También desconcierta a muchos fieles, al asistir por vez primera a la celebración de la Santa Misa Tradicional, que el Sacerdote permanezca la mayor parte de la Misa de “espaldas” a ellos. Es una apreciación equivoca pensar que el Sacerdote “da la espalda a los fieles”. La Misa es –esencialmente- un acto de culto a Dios en el cual, el Sacerdote, renueva el Sacrificio de Cristo en la Cruz y lo ofrece al Eterno Padre.
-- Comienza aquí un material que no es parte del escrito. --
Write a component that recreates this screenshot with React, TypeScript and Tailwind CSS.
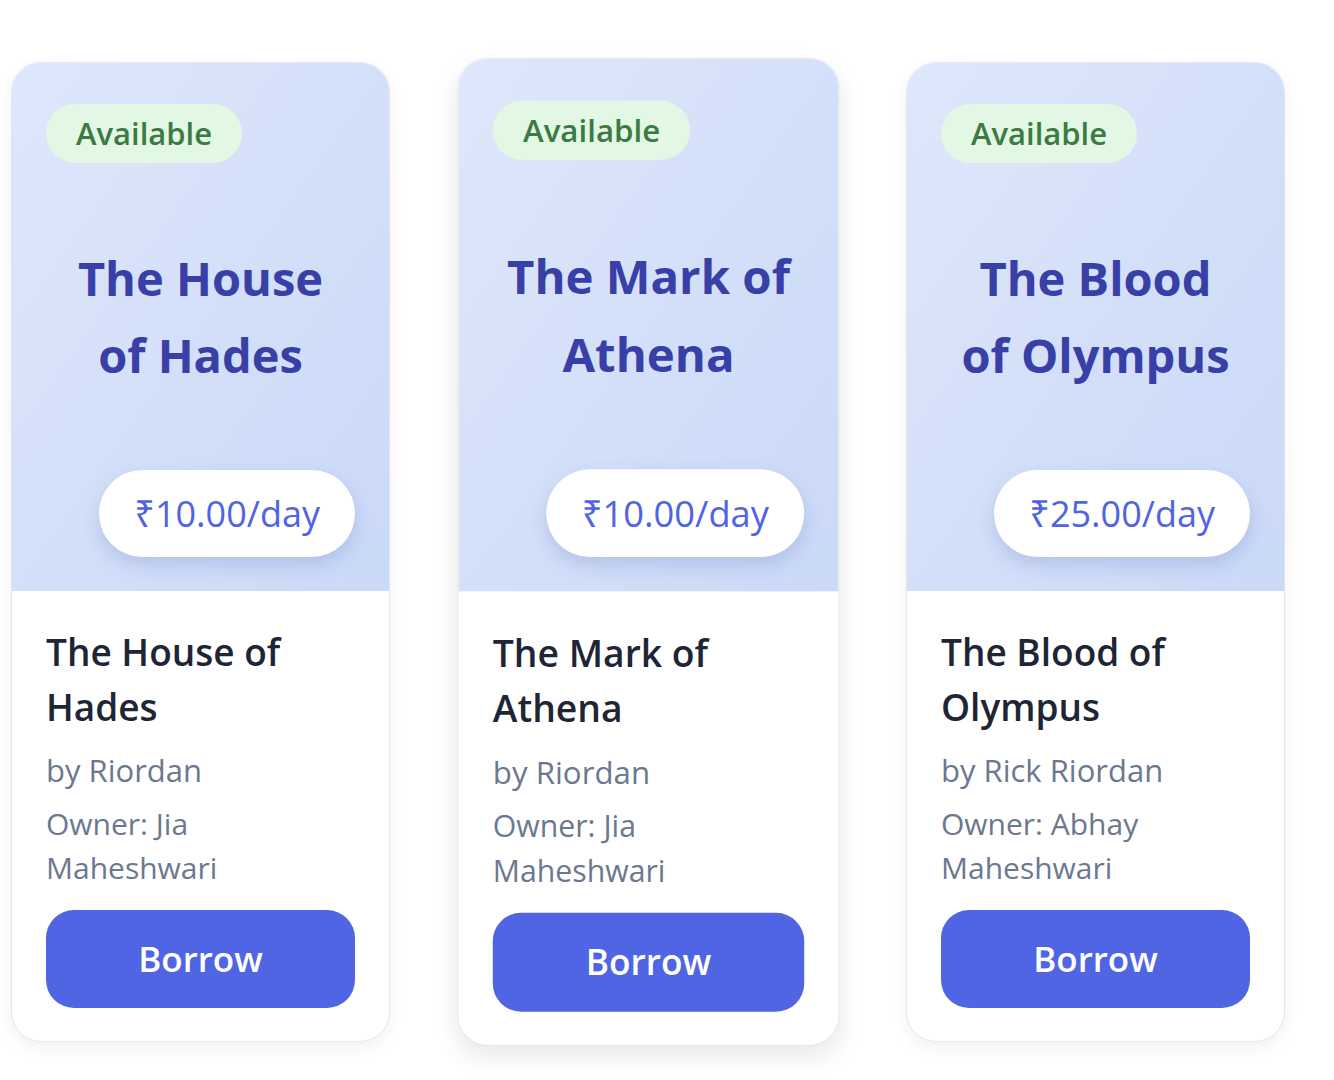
import React from 'react';

type Book = {
    title: string;
    author: string;
    owner: string;
    price: string;
};

const books: Book[] = [
    { title: 'The House of Hades', author: 'Riordan', owner: 'Jia Maheshwari', price: '10.00' },
    { title: 'The Mark of Athena', author: 'Riordan', owner: 'Jia Maheshwari', price: '10.00' },
    { title: 'The Blood of Olympus', author: 'Rick Riordan', owner: 'Abhay Maheshwari', price: '25.00' },
];

function BookCard({ book, active }: { book: Book; active?: boolean }) {
    return (
        <div
            className={
                active
                    ? 'w-[379px] shrink-0 overflow-hidden rounded-[30px] border border-[#e2e8f0] bg-white scale-[1.008] shadow-[0_10px_24px_rgba(15,23,42,0.10)]'
                    : 'w-[379px] shrink-0 overflow-hidden rounded-[30px] border border-[#e2e8f0] bg-white shadow-[0_6px_16px_rgba(15,23,42,0.06)]'
            }
        >
            <div className="flex h-[528px] flex-col bg-gradient-to-br from-[#dee7fb] to-[#cad9f7] px-[34px] pt-[41px] pb-[34px]">
                <span className="self-start rounded-full bg-[#e2f7e4] px-[30px] text-[31px] leading-[59px] font-semibold text-[#3b7a43]">
                    Available
                </span>
                <div className="flex flex-1 items-center justify-center">
                    <h2 className="max-w-[288px] text-center text-[47px] leading-[77px] font-bold text-[#383fa6]">
                        {book.title}
                    </h2>
                </div>
                <span className="self-end rounded-full bg-white px-[35px] text-[36px] leading-[87px] text-[#4f63e3] shadow-[0_8px_18px_rgba(79,99,180,0.22)]">
                    ₹{book.price}/day
                </span>
            </div>
            <div className="px-[34px] pt-[33px] pb-[33px]">
                <h3 className="text-[37px] leading-[55px] font-semibold text-[#1e2535]">
                    {book.title}
                </h3>
                <p className="mt-[14px] text-[31px] leading-[44px] text-[#6b7890]">
                    by {book.author}
                </p>
                <p className="mt-[10px] text-[30px] leading-[44px] text-[#6b7890]">
                    Owner: {book.owner}
                </p>
                <button className="mt-[20px] h-[98px] w-full rounded-[28px] bg-[#4f65e3] text-[35px] font-semibold text-white">
                    Borrow
                </button>
            </div>
        </div>
    );
}

export default function App() {
    return (
        <div
            className="min-h-screen bg-white pt-[62px] pl-[11px]"
            style={{ fontFamily: '"Open Sans", "Noto Sans", sans-serif' }}
        >
            <div className="flex items-start gap-[68.5px]">
                {books.map((book, i) => (
                    <BookCard key={book.title} book={book} active={i === 1} />
                ))}
            </div>
        </div>
    );
}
En la Misa Tradicional el Sacerdote no “da la espalda a los fieles”, sino que se “orienta”, es decir, mira al Oriente, hacia el monte Calvario y ofrece el Sacrificio “coram Deo”, esto es, “con su alma vuelto hacia Dios, con su razón vuelta hacia Dios, con el corazón vuelto hacia Dios, con su cuerpo vuelto hacia Dios, son su ser entero volcado en Dios, Nuestro Creador, Padre y Señor”. El Sacerdote ofrece a Jesucristo en Sacrificio; lo ofrece –a Dios- en nombre de la Iglesia, en nombre propio y en nombre nuestro.
La acción del Sacerdote en el altar es, esencialmente, la acción de Cristo. Por eso reviste mucha importancia todo lo que el Sacerdote hace y como lo hace en el altar, pues actúa “in persona Christi”. El Sacerdote debe estar con todo su corazón, su alma y sus sentidos puestos en la acción litúrgica, así como Nuestro Señor, conscientemente, con todo su Corazón, su Alma y sus Sentidos, se entregó a su Sacrificio en la Cruz. Todo lo que el Sacerdote hace y como lo hace debe estar anclado en lo que la Misa “es”: la renovación incruenta del Sacrificio de Jesucristo.
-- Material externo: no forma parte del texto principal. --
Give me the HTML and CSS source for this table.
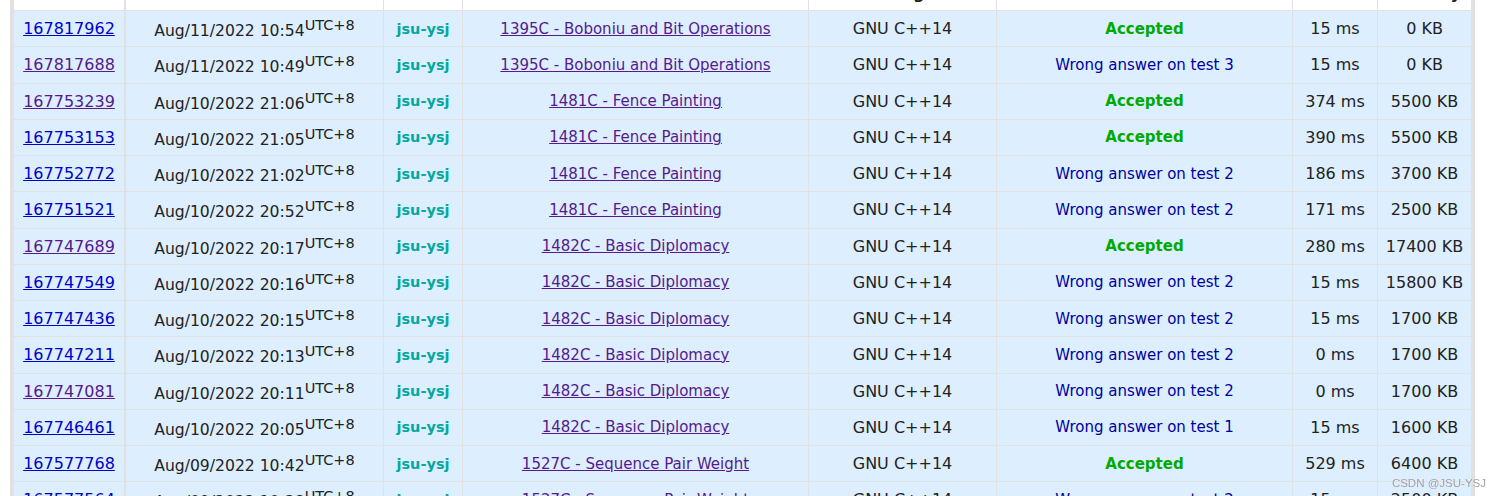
FILE: index.html
```html
<!DOCTYPE html>
<html lang="en">
<head>
<meta charset="utf-8">
<title>Status</title>
<link rel="stylesheet" href="styles.css">
</head>
<body>
<div class="frame">
<table class="status">
<colgroup>
<col class="c-id"><col class="c-when"><col class="c-who"><col class="c-prob"><col class="c-lang"><col class="c-verdict"><col class="c-time"><col class="c-mem">
</colgroup>
<thead>
<tr><th class="id">#</th><th>When</th><th>Who</th><th>Problem</th><th>Lang</th><th>Verdict</th><th>Time</th><th class="last">Memory</th></tr>
</thead>
<tbody>
<tr><td class="id"><a class="sub" href="#">167817962</a></td><td class="when">Aug/11/2022 10:54<sup>UTC+8</sup></td><td class="who">jsu-ysj</td><td class="prob"><a class="v" href="#">1395C - Boboniu and Bit Operations</a></td><td>GNU C++14</td><td class="ok">Accepted</td><td>15 ms</td><td class="last">0 KB</td></tr>
<tr><td class="id"><a class="sub v" href="#">167817688</a></td><td class="when">Aug/11/2022 10:49<sup>UTC+8</sup></td><td class="who">jsu-ysj</td><td class="prob"><a class="v" href="#">1395C - Boboniu and Bit Operations</a></td><td>GNU C++14</td><td class="wa">Wrong answer on test 3</td><td>15 ms</td><td class="last">0 KB</td></tr>
<tr><td class="id"><a class="sub v" href="#">167753239</a></td><td class="when">Aug/10/2022 21:06<sup>UTC+8</sup></td><td class="who">jsu-ysj</td><td class="prob"><a class="v" href="#">1481C - Fence Painting</a></td><td>GNU C++14</td><td class="ok">Accepted</td><td>374 ms</td><td class="last">5500 KB</td></tr>
<tr><td class="id"><a class="sub" href="#">167753153</a></td><td class="when">Aug/10/2022 21:05<sup>UTC+8</sup></td><td class="who">jsu-ysj</td><td class="prob"><a class="v" href="#">1481C - Fence Painting</a></td><td>GNU C++14</td><td class="ok">Accepted</td><td>390 ms</td><td class="last">5500 KB</td></tr>
<tr><td class="id"><a class="sub" href="#">167752772</a></td><td class="when">Aug/10/2022 21:02<sup>UTC+8</sup></td><td class="who">jsu-ysj</td><td class="prob"><a class="v" href="#">1481C - Fence Painting</a></td><td>GNU C++14</td><td class="wa">Wrong answer on test 2</td><td>186 ms</td><td class="last">3700 KB</td></tr>
<tr><td class="id"><a class="sub" href="#">167751521</a></td><td class="when">Aug/10/2022 20:52<sup>UTC+8</sup></td><td class="who">jsu-ysj</td><td class="prob"><a class="v" href="#">1481C - Fence Painting</a></td><td>GNU C++14</td><td class="wa">Wrong answer on test 2</td><td>171 ms</td><td class="last">2500 KB</td></tr>
<tr><td class="id"><a class="sub v" href="#">167747689</a></td><td class="when">Aug/10/2022 20:17<sup>UTC+8</sup></td><td class="who">jsu-ysj</td><td class="prob"><a class="v" href="#">1482C - Basic Diplomacy</a></td><td>GNU C++14</td><td class="ok">Accepted</td><td>280 ms</td><td class="last">17400 KB</td></tr>
<tr><td class="id"><a class="sub" href="#">167747549</a></td><td class="when">Aug/10/2022 20:16<sup>UTC+8</sup></td><td class="who">jsu-ysj</td><td class="prob"><a class="v" href="#">1482C - Basic Diplomacy</a></td><td>GNU C++14</td><td class="wa">Wrong answer on test 2</td><td>15 ms</td><td class="last">15800 KB</td></tr>
<tr><td class="id"><a class="sub" href="#">167747436</a></td><td class="when">Aug/10/2022 20:15<sup>UTC+8</sup></td><td class="who">jsu-ysj</td><td class="prob"><a class="v" href="#">1482C - Basic Diplomacy</a></td><td>GNU C++14</td><td class="wa">Wrong answer on test 2</td><td>15 ms</td><td class="last">1700 KB</td></tr>
<tr><td class="id"><a class="sub" href="#">167747211</a></td><td class="when">Aug/10/2022 20:13<sup>UTC+8</sup></td><td class="who">jsu-ysj</td><td class="prob"><a class="v" href="#">1482C - Basic Diplomacy</a></td><td>GNU C++14</td><td class="wa">Wrong answer on test 2</td><td>0 ms</td><td class="last">1700 KB</td></tr>
<tr><td class="id"><a class="sub v" href="#">167747081</a></td><td class="when">Aug/10/2022 20:11<sup>UTC+8</sup></td><td class="who">jsu-ysj</td><td class="prob"><a class="v" href="#">1482C - Basic Diplomacy</a></td><td>GNU C++14</td><td class="wa">Wrong answer on test 2</td><td>0 ms</td><td class="last">1700 KB</td></tr>
<tr><td class="id"><a class="sub" href="#">167746461</a></td><td class="when">Aug/10/2022 20:05<sup>UTC+8</sup></td><td class="who">jsu-ysj</td><td class="prob"><a class="v" href="#">1482C - Basic Diplomacy</a></td><td>GNU C++14</td><td class="wa">Wrong answer on test 1</td><td>15 ms</td><td class="last">1600 KB</td></tr>
<tr><td class="id"><a class="sub" href="#">167577768</a></td><td class="when">Aug/09/2022 10:42<sup>UTC+8</sup></td><td class="who">jsu-ysj</td><td class="prob"><a class="v" href="#">1527C - Sequence Pair Weight</a></td><td>GNU C++14</td><td class="ok">Accepted</td><td>529 ms</td><td class="last">6400 KB</td></tr>
<tr><td class="id"><a class="sub" href="#">167577564</a></td><td class="when">Aug/09/2022 10:38<sup>UTC+8</sup></td><td class="who">jsu-ysj</td><td class="prob"><a class="v" href="#">1527C - Sequence Pair Weight</a></td><td>GNU C++14</td><td class="wa">Wrong answer on test 2</td><td>15 ms</td><td class="last">2500 KB</td></tr>
</tbody>
</table>
</div>
<div class="watermark">CSDN @JSU-YSJ</div>
</body>
</html>
```
FILE: styles.css
```css
html, body {
  margin: 0;
  padding: 0;
  background: #fff;
  overflow: hidden;
}
body {
  font-family: "DejaVu Sans", Verdana, sans-serif;
  color: #222;
}
.frame {
  margin: -20px 0 0 10px;
  width: 1465px;
  box-sizing: border-box;
  padding: 0 4px;
  background: #e1e1e1;
}
.status {
  border-collapse: separate;
  border-spacing: 0;
  table-layout: fixed;
  width: 1457px;
}
.c-id { width: 112px; }
.c-when { width: 258px; }
.c-who { width: 79px; }
.c-prob { width: 346px; }
.c-lang { width: 188px; }
.c-verdict { width: 296px; }
.c-time { width: 85px; }
.c-mem { width: 93px; }

.status th {
  background: #fff;
  font-weight: bold;
  font-size: 16px;
  line-height: 19px;
  padding: 4px 3px 7px;
  border-right: 1px solid #e1e1e1;
  border-bottom: 1px solid #e1e1e1;
  text-align: center;
}
.status tbody tr {
  height: 36.25px;
}
.status td {
  background: #ddeeff;
  border-right: 1px solid #e1e1e1;
  border-bottom: 1px solid #e1e1e1;
  text-align: center;
  vertical-align: middle;
  padding: 0 3px;
  font-size: 16px;
  white-space: nowrap;
  overflow: hidden;
}
.status .id { border-right-width: 2px; }
.status .last { border-right: 0; }

a { text-decoration: underline; }
a.sub { color: #0000cc; }
a.v { color: #551a8b; }
.status td.when { font-size: 15.6px; }
.status td.when sup { font-size: 14.5px; }
.status td.who { font-size: 14.5px; font-weight: bold; color: #03a89e; }
.status td.prob { font-size: 15px; }
.status td.ok { font-size: 15px; font-weight: bold; color: #00aa00; }
.status td.wa { font-size: 15px; color: #0000a0; }

.watermark {
  position: fixed;
  right: 15px;
  bottom: 7px;
  font-family: "Liberation Sans", Arial, sans-serif;
  font-size: 11.5px;
  color: rgba(130, 130, 130, 0.75);
  text-shadow: 0 0 1px rgba(255, 255, 255, 0.8);
}
```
La “orientación” del Sacerdote en la celebración de la Santa Misa fue Tradición en la Iglesia desde tiempos apostólicos y fue celebrada -por siglos y siglos- sobre un altar, no sobre una “mesa”. El altar debe ser, preferiblemente, de piedra y en caso que no sea de piedra debe tener -al menos- una “ara” o piedra de altar, lugar sobre la cual se realiza la consagración. Esta piedra tiene dentro reliquias de santos mártires. Los altares son consagrados, porque simbolizan el cuerpo de Cristo, por eso se besan, se inciensan, se adornan y reverencian.
En medio del altar está el Sagrario, lugar de reserva de la Sagrada Eucaristía para su adoración y administración a los fieles. Es el sancta sanctorum, que viene de la tradición hebrea, el lugar donde solo tiene acceso el Sacerdote. En las liturgias orientales esta reserva es mucho mayor, llegando a cerrar el altar detrás de puertas (iconostasio) que solo se abren durante la consagración. Cuando el Santísimo está en el sagrario debe hacerse una genuflexión al pasar frente a Él en señal de adoración. Pero aún cuando no lo está, se hace una reverencia profunda ante el altar, porque es un lugar sagrado.
Por el costado derecho del altar (lado del evangelio) debe haber una lámpara votiva que se alimenta de aceite. Arde en honor a Cristo y señala su presencia. Cuando el sagrario está cerrado y las sagradas formas no están expuestas, debe realizarse una genuflexión simple al pasar frente a él. Cuando está expuesto el Santísimo Sacramento, ambas rodillas se doblan y se hace una reverencia profunda. Por eso también se persigna el católico al pasar frente a una iglesia, para dar señal de reverencia a Cristo sacramentado.
El altar está como mínimo a tres gradas sobre el nivel de los fieles, simbolizando el Gólgota y a la vez la jerarquía del cuerpo místico cuya Cabeza es Cristo mismo. Al altar sigue el presbiterio, es decir, el lugar de los clérigos o de los consagrados al servicio del altar. Durante la liturgia, salvo el acolitado de los varones laicos, ningún otro seglar tiene función alguna.
De modo que los fieles no son los protagonistas puesto que no se trata de una conferencia, o reunión social, sino de un rito de adoración celebrado por el sacerdote, que es otro Cristo, pontífice entre Dios y los hombres. Pero en la “misa de los catecúmenos” o cuando el rito impone saludar, bendecir, absolver, o dirigirse a los asistentes por medio de una homilía, etc. el sacerdote mira al pueblo fiel. La liturgia es una escuela de cortesía, jamás se dirige el Sacerdote a Dios o a Cristo sin mirarlos (mirando su imagen), ni jamás se dirige el Sacerdote a los fieles sin mirarlos.